▶ Data records
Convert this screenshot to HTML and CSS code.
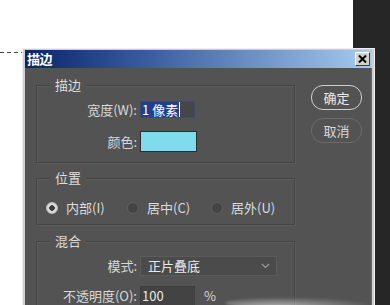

==

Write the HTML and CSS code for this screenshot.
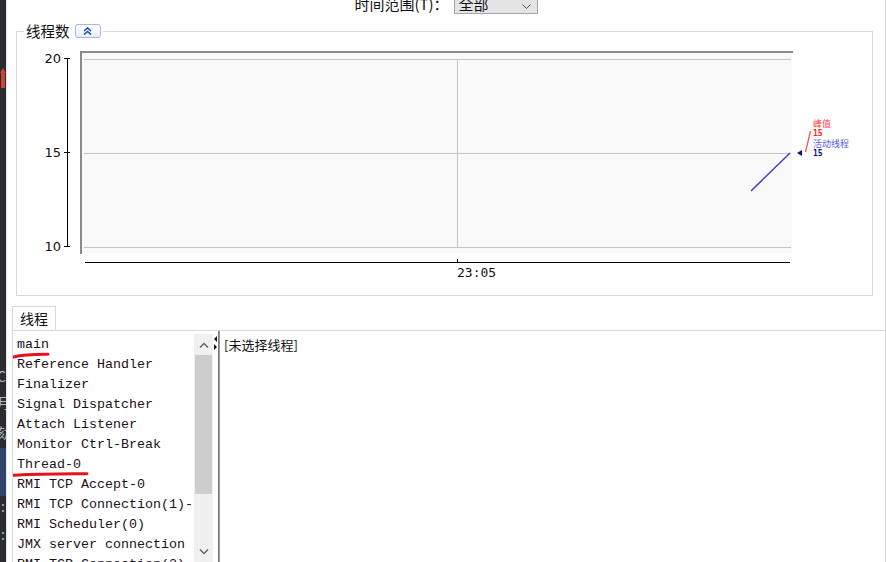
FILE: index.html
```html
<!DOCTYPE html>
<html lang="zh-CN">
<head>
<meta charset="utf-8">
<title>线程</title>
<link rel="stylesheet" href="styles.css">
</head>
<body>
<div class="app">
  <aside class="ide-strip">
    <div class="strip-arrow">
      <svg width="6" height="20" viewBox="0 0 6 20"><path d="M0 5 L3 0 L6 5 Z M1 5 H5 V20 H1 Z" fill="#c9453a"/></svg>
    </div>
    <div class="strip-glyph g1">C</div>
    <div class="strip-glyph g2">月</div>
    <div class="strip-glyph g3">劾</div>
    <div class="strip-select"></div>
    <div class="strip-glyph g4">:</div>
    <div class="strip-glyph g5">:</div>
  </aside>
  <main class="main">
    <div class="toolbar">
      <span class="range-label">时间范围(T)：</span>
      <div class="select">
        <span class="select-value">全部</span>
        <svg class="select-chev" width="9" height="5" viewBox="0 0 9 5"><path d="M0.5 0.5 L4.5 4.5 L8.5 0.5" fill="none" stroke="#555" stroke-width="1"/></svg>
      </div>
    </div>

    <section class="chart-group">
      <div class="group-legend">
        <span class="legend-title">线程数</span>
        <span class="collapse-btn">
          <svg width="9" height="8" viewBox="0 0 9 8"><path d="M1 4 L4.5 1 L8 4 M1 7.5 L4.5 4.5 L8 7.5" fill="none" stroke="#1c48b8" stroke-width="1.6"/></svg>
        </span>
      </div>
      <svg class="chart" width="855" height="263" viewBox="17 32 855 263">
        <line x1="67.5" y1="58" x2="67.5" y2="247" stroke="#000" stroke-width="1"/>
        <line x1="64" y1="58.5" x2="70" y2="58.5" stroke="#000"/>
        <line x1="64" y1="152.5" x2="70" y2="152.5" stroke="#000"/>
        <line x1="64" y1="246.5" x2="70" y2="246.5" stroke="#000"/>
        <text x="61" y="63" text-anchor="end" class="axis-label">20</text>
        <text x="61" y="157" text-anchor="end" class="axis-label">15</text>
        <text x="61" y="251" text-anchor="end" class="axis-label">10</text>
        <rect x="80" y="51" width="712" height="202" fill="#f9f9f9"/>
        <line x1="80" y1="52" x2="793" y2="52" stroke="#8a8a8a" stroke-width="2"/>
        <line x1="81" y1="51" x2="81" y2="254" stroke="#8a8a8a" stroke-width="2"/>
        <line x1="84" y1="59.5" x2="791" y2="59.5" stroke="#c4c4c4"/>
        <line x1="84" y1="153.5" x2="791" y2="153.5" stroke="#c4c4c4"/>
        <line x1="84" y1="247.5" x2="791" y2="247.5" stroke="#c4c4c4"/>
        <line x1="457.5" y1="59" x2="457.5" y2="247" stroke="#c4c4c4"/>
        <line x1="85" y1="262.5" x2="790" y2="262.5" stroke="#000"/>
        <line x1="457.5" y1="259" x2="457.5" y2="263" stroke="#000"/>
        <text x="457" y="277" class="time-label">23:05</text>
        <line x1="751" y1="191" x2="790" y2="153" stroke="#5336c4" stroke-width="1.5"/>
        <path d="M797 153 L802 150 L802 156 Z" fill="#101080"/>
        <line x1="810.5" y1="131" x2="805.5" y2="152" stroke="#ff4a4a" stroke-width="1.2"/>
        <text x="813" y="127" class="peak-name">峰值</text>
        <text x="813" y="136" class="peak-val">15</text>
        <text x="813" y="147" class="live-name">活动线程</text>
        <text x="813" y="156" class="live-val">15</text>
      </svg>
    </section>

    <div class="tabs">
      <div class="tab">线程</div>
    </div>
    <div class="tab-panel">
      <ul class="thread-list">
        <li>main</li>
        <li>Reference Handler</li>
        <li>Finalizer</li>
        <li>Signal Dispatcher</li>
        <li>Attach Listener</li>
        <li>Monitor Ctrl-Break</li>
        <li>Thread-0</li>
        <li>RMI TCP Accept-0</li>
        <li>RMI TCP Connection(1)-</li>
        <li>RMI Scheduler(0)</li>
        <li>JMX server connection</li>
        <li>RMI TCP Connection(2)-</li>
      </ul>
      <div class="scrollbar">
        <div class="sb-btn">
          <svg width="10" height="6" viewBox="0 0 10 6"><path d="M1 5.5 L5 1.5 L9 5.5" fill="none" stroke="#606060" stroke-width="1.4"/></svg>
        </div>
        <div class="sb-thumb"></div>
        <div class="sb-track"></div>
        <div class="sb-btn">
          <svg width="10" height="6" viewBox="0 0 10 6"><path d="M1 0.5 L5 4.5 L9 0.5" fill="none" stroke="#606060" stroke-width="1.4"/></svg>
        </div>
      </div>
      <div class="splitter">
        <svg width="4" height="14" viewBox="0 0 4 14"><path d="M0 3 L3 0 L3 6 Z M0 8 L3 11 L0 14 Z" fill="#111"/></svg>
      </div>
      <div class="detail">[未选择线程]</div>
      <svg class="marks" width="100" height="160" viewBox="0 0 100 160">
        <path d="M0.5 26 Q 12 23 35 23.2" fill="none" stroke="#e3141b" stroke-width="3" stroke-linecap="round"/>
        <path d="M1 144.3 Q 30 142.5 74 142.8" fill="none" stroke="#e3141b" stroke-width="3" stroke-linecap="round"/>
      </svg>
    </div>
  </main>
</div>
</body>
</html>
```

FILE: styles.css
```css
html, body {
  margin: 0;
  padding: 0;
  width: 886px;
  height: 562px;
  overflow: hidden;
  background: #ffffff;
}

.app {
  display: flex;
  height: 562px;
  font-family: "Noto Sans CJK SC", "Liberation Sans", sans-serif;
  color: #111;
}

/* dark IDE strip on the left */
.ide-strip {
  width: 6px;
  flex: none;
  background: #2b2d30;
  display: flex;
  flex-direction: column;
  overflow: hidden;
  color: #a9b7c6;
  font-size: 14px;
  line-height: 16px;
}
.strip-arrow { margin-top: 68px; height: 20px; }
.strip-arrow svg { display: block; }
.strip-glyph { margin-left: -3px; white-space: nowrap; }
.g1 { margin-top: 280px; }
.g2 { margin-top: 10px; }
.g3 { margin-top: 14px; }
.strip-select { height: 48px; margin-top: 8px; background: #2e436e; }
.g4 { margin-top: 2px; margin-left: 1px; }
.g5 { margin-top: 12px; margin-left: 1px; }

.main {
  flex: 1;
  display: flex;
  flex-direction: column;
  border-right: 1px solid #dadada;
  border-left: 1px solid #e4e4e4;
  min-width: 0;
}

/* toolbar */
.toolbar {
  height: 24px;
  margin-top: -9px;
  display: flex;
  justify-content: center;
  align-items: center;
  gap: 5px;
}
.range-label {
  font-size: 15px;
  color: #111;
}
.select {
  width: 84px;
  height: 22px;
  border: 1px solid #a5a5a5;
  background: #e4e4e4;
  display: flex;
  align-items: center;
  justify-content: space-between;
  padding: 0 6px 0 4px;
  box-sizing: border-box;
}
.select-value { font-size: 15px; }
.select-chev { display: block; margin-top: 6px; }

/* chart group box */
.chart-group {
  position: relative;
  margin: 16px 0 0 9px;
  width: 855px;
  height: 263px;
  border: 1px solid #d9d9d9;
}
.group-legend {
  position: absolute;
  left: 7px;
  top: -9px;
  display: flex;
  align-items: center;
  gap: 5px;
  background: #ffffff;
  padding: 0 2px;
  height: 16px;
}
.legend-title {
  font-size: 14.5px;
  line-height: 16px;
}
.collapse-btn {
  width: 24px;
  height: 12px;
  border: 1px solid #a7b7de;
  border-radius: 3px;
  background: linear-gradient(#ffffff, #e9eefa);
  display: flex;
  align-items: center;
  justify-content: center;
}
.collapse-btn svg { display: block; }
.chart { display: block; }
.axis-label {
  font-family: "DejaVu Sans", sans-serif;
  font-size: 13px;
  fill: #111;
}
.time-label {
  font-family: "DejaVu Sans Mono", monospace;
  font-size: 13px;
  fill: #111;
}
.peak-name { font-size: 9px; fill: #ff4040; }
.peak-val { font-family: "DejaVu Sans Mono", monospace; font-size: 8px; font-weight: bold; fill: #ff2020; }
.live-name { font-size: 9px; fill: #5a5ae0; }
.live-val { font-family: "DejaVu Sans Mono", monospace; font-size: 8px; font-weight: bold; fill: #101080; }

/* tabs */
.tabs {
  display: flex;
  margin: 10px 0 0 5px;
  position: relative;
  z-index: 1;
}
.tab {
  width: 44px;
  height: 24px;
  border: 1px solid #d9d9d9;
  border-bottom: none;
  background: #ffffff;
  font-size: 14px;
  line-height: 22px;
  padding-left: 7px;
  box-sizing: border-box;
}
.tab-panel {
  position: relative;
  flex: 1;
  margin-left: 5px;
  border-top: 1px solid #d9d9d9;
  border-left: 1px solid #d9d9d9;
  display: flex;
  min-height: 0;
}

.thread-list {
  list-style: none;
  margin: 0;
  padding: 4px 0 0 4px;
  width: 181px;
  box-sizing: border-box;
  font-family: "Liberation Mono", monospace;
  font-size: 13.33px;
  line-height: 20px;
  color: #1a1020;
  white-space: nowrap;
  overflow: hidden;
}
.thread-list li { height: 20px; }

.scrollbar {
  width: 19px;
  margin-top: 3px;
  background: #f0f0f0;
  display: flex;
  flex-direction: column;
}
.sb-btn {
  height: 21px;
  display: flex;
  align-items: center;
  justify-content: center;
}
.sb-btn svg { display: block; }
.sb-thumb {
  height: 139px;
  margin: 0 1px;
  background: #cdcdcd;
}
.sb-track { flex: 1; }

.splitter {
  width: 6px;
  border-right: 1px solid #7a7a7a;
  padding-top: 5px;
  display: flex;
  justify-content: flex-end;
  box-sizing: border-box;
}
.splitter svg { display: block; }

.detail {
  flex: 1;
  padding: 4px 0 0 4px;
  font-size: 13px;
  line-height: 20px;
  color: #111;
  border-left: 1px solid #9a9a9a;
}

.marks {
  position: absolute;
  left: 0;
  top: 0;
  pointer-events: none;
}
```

▶ Given instruction
Scan the records above for the string "screenshot", then report every line that contains it.

▶ Reply
Convert this screenshot to HTML and CSS code.
Write the HTML and CSS code for this screenshot.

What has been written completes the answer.